By default BASCOM does not support ON ERROR; apparently this is for optimization purposes. Thus if you compile your program and it contains anything that passes syntax but is not supported, it will crash at runtime. Thankfully, it will at least tell you that ON ERROR is … well … an error, but I initially thought that was just because it didn’t know what it was at all.
Let’s take the following example program called SCREEN7.BAS:
10 ON ERROR GOTO 50
20 SCREEN 7
30 WHILE INKEY$ = "": WEND
40 SCREEN 0: WIDTH 80: END
50 PRINT "SCREEN 7 is not supported"
Trying to compile this without any arguments to BASCOM.EXE results in the following:
IBM Personal Computer BASIC Compiler
(C) Copyright IBM Corp. 1982, 1983, 1984, 1985 Version 2.00
(C) Copyright Microsoft Corp. 1982, 1983, 1984, 1985
Object filename [SCREEN7.OBJ]:
Source listing [NUL.LST]:
003A 0006 10 ON ERROR GOTO 50
^ /E
50434 Bytes Available
50161 Bytes Free
0 Warning Error(s)
1 Severe Error(s)
The shrewd among you may have already picked up on what it’s trying to say, but I just didn’t get it. I commented out line 10, compiled fine, linked, and ran to get the following result:
Illegal function call in module SCREEN7 at address 018B:0040
Hit any key to return to system
The fix? Add /E when you compile; like so:
BASCOM.EXE SCREEN7.BAS /E
Voila!
With this capability you can detect that your program is running under BASCOM and react accordingly (fallback to SCREEN 1, etc.).
Thanks goes to na_th_an for his Compiling and Linking with BASCOM 1.0 and 2.0 page.
Also, use /X for RESUME NEXT support. So when I compile, here’s what I use:
BASCOM.EXE PROGRAM.BAS /E /V /O /X
Recently I’ve been messing with saving off the EGA video pages to disk files for later retrieval, specifically those from SCREEN 7 which is a 320x200 resolution with 16 colors. Check out EGAPGSV.BAS for my ongoing code quest for this purpose.
Initially I remembered from my VGA days that 0xA000 is usually the graphics screen address, so in my first attempt I BSAVE’d that like so:
10 SCREEN 7
20 LOCATE 1,1: PRINT "Blah blah"
30 DEF SEG = &HA000
40 BSAVE "TEST.IMG", 0, 32000
The DEF SEG statement is used to tell GW-BASIC what memory you’re interested in. Then the BSAVE says to create the file TEST.IMG, starting at offset zero, with 32,000 bytes (320 x 200 = 64,000 / 2 = 32,000). For 16 colors each pixel would be 4 bits or half a byte.

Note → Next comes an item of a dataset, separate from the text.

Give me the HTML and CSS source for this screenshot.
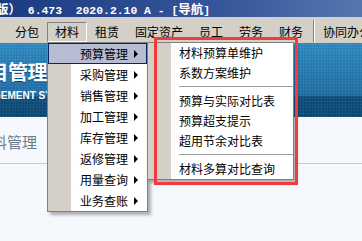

This does and doesn’t work. Sure the EGA screen mode starts at the same address as its successor VGA modes, but SCREEN 7 (mode 0x0D, 13 decimal) stores the pixels on 4 planes.as explained by Dan Rollins on Video Memory Layouts. Thus my short example, if you were to BLOAD the result, has only white pixels. When I first tried this, since I was using only text, it appeared to work due to this. However, if you use any additional colors, you’ll note they don’t show up except as either white or black.
One additional problem is that this only works for the first (indexed by zero) video page and you can have 8 (with 256k of graphics memory)
A couple days ago I hit pay dirt with Microsoft Knowledge Base article 45699: Complete Instructions to BLOAD and BSAVE EGA and VGA Screens. The problem is that you can’t save a single file; again due to the four planes you must save four files. So this won’t replace a decent, portable file format like GIF, but it’s a good start for my purposes with small games and a fatbit graphics editor.
Debbie writes:
I was hoping I could find someone on line to help me with an old GW Basic program I have. I need it to print to a usb port. A few years ago with the help of a very kind man on line He helped me make the program print from a dot matrix to a laser. But all the new computers have only usb ports for printers. I do have one parrellell port on one computer but I cannot get it to work probably because it going thru windows. any advice would be very much appreciated.
Neil comments:
I’m not sure, but printing isn’t a direct function of GW-BASIC, rather it’s handled by the underlying operating system. If you haven’t looked into DOSbox, an emulator that will run on Windows, then I would start there and maybe ask on their forums. What you want is to map the old DOS printer port somehow and GW-BASIC itself won’t “know” the difference.
Ron comments
Printfil will do what you want.
Easier yet is to just send your text to a file using BASIC, then open that file using NOTEPAD and print it out in WINDOWS.
Anthony comments
I have tried dos2usb and good for me.
Hank comments
Under the printer properties, if you select the ports and enable printer pooling, you should be able to print from the dos window without any special driver to the default printer. You may need to check the LPT1 port for the dos window to print to it and the pooling will redirect it to the other selected port.
Mike comments
Dos2Prn and Dos2Usb. The 1st works best 4 me in all cases. http://www.dosprn.com/
Edward Bronson comments
Go to windows printer setup. Choose the share all printers option. (or it’s equivalent) Then all printers become available. windows will automatically associate the first available printer with LPT1: at the time of printing. All printers become global.